PROSTAT KANSERİNDE RADYOAKTİF ÇEKİRDEK TEDAVİSİ (BRAKİTERAPİ)
Radyoaktif çekirdek tedavisinde radyoaktif madde, direkt olarak kanserli dokunun içine konulmaktadır. Böylece dıştan yapılan radyoterapiden daha yüksek dozda ışın, daha az yan etkiyle kanserli dokuya verilebilmektedir. Iyot-125 veya Palladium-103, bu özelliklere sahip radyoaktif maddelerdir ve prostat kanserinin tedavisinde kullanılmaktadırlar.
PROSTAT BRAKİTERAPİSİ KİMLERE UYGULANABİLİR?

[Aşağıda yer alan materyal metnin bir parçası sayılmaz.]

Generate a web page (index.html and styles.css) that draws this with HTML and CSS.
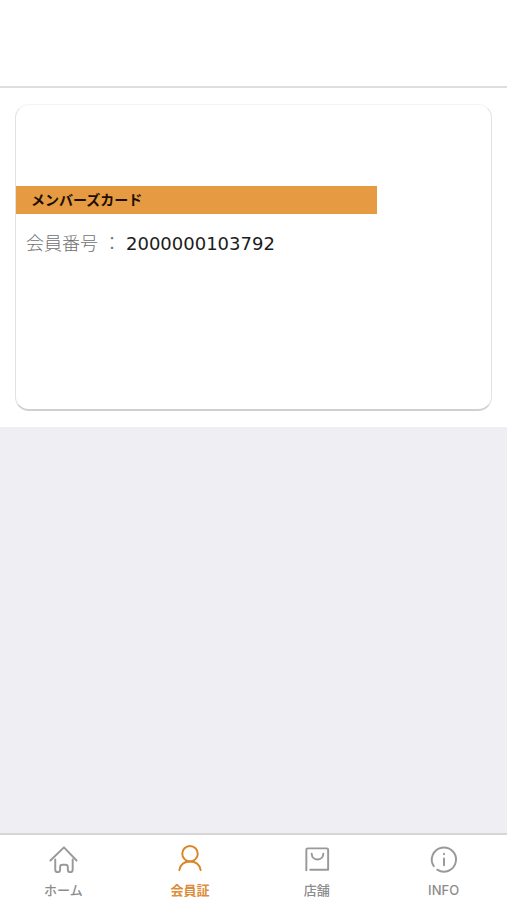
FILE: index.html
```
<!DOCTYPE html>
<html lang="ja">
<head>
  <meta charset="UTF-8" />
  <meta name="viewport" content="width=device-width, initial-scale=1" />
  <title>メンバーズカード</title>
  <link rel="stylesheet" href="styles.css">
</head>
<body>
  <header class="top-bar"></header>

  <main>
    <section class="card-area">
      <div class="member-card">
        <h1 class="card-title">メンバーズカード</h1>
        <p class="member-no">
          <span class="label">会員番号</span>
          <span class="colon">：</span>
          <span class="number">2000000103792</span>
        </p>
      </div>
    </section>
  </main>

  <nav class="tab-bar">
    <a href="#home" class="tab">
      <svg viewBox="0 0 32 32" aria-hidden="true">
        <path d="M3 17 L17 3.500 L30 17 M8 16 V26.500 Q8 29 10.500 29 Q13 29 13 26.500 V24 Q13 21.500 15.500 21.500 H18.500 Q21 21.500 21 24 V26.500 Q21 29 23.500 29 Q26 29 26 26.500 V16" />
      </svg>
      <span>ホーム</span>
    </a>
    <a href="#card" class="tab active" aria-current="page">
      <svg viewBox="0 0 32 32" aria-hidden="true">
        <circle cx="16" cy="10" r="8" />
        <path d="M5 27 C6 21 10.500 18 16 18 S26 21 27 27" />
      </svg>
      <span>会員証</span>
    </a>
    <a href="#shop" class="tab">
      <svg viewBox="0 0 32 32" aria-hidden="true">
        <path d="M5 27 V6 Q5 4.500 6.500 4.500 H26 Q27.500 4.500 27.500 6 V26.500 H9 M10.500 10 C11 18 22 18 22.500 10" />
      </svg>
      <span>店舗</span>
    </a>
    <a href="#info" class="tab">
      <svg viewBox="0 0 32 32" aria-hidden="true">
        <path d="M5.500 23 A12.500 12.500 0 1 1 9 26.500 M16 15 V22 M16 10 V10.500" />
      </svg>
      <span>INFO</span>
    </a>
  </nav>
</body>
</html>
```

FILE: styles.css
```
* {
  box-sizing: border-box;
}

body {
  font-family: Inter, "Noto Sans CJK JP", sans-serif;
  display: flex;
  flex-direction: column;
  margin: 0;
  min-height: 100vh;
  background: #eeeef3;
}

.top-bar {
  height: 88px;
  background: white;
  border-bottom: 2px solid #dedede;
}

main {
  flex: 1;
}

.card-area {
  padding: 16px 15px;
  background: white;
}

.member-card {
  min-height: 307px;
  padding-top: 81px;
  background: white;
  border: 1px solid #e2e2e2;
  border-top-color: #f4f4f4;
  border-bottom: 2px solid #d0d0d0;
  border-radius: 14px;
}

.card-title {
  width: 76%;
  margin: 0;
  padding: 0 15px;
  background: #e69b42;
  color: #1c0e04;
  font-size: 14px;
  font-weight: 700;
  line-height: 28px;
}

.member-no {
  display: flex;
  align-items: center;
  margin: 0;
  padding: 16px 10px;
  line-height: 28px;
}

.label,
.colon {
  color: #707070;
  font-size: 18px;
  font-weight: 300;
}

.colon {
  margin: 0 5px;
}

.number {
  color: #1c1c1c;
  font-family: "DejaVu Sans", sans-serif;
  font-size: 18px;
}

.tab-bar {
  display: flex;
  height: 67px;
  padding-top: 9px;
  background: white;
  border-top: 2px solid #d6d6d9;
}

.tab {
  flex: 1;
  display: flex;
  flex-direction: column;
  align-items: center;
  color: #8c8c8c;
  font-size: 13px;
  font-weight: 500;
  line-height: 20px;
  text-decoration: none;
}

.tab svg {
  width: 32px;
  height: 32px;
  margin-bottom: 5px;
  fill: none;
  stroke: #999;
  stroke-width: 2;
  stroke-linecap: round;
  stroke-linejoin: round;
}

.active {
  color: #db8d3a;
  font-weight: 700;
}

.active svg {
  stroke: #d98528;
}
```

Prostat kanserinin, prostat içine radyoaktif çekirdek yerleştirilerek yapılan tedavisi (brakiterapi), dıştan yapılan radyasyon tedavisine alternatiftir. Bu nedenle prostata sınırlı, çevreye fazla yayılmamış kanserlerde kullanılır.

PROSTAT KANSERİNDE HIFU (HİGH INTENSİTY FOCUSED ULTRASOUND)
Yüksek frekanslı ses daldaları (ultrason), organların görüntülenmesi için kullanılmaktadır. Ultrason probundan üretilen ses dalgaları dokuya iletildiğinde, dokunun özelliğine göre bir kısmı emilir, bir kısmı geri yansır. Geri yansıyan ses dalgaları analiz edilerek görüntü hâline getirilir. Ses dalgaları dokulardan geçerken ısı oluşturur. Bu ısı, ses dalgaları bir noktaya odaklanmadığından önemsenecek derecede değildir. Fakat ses bir noktaya odaklanırsa ve gücü arttırılırsa, odak noktasında ısı yüksek olur. Bu ısı ile odak noktası yanar. Yanan yer sadece odak noktasıdır. Sesin geçtiği alanlarda yanma olmaz. Kanserli dokunun yok edilmesi için bu teknoloji kullanılmaktadır.
.

PROSTAT KANSERİNDE HIFU (HIGH INTENSITY FOCUSED ULTRASOUND)
Kalın bağırsaktan sokulan bir alet ile (prob) önce prostat değerlendirilir ve bilgisayar programı yardımıyla yakılacak yerler belirlenir. Daha sonra cihaz belirlenen yerleri yakar. HIFU işlemi ameliyathanede, anestezi altında yapılmaktadır.
Ancak bu yöntem uzun yıllardır denenmesine rağmen yaygın kullanım alanı bulamamıştır. Bunun da en büyük nedeni prostat kanserinin görüntülenebilme zorluklarıdır. Klavuzlarda deneysel tedavi kapsamında kullanılması gerektiği belirtilmektedir.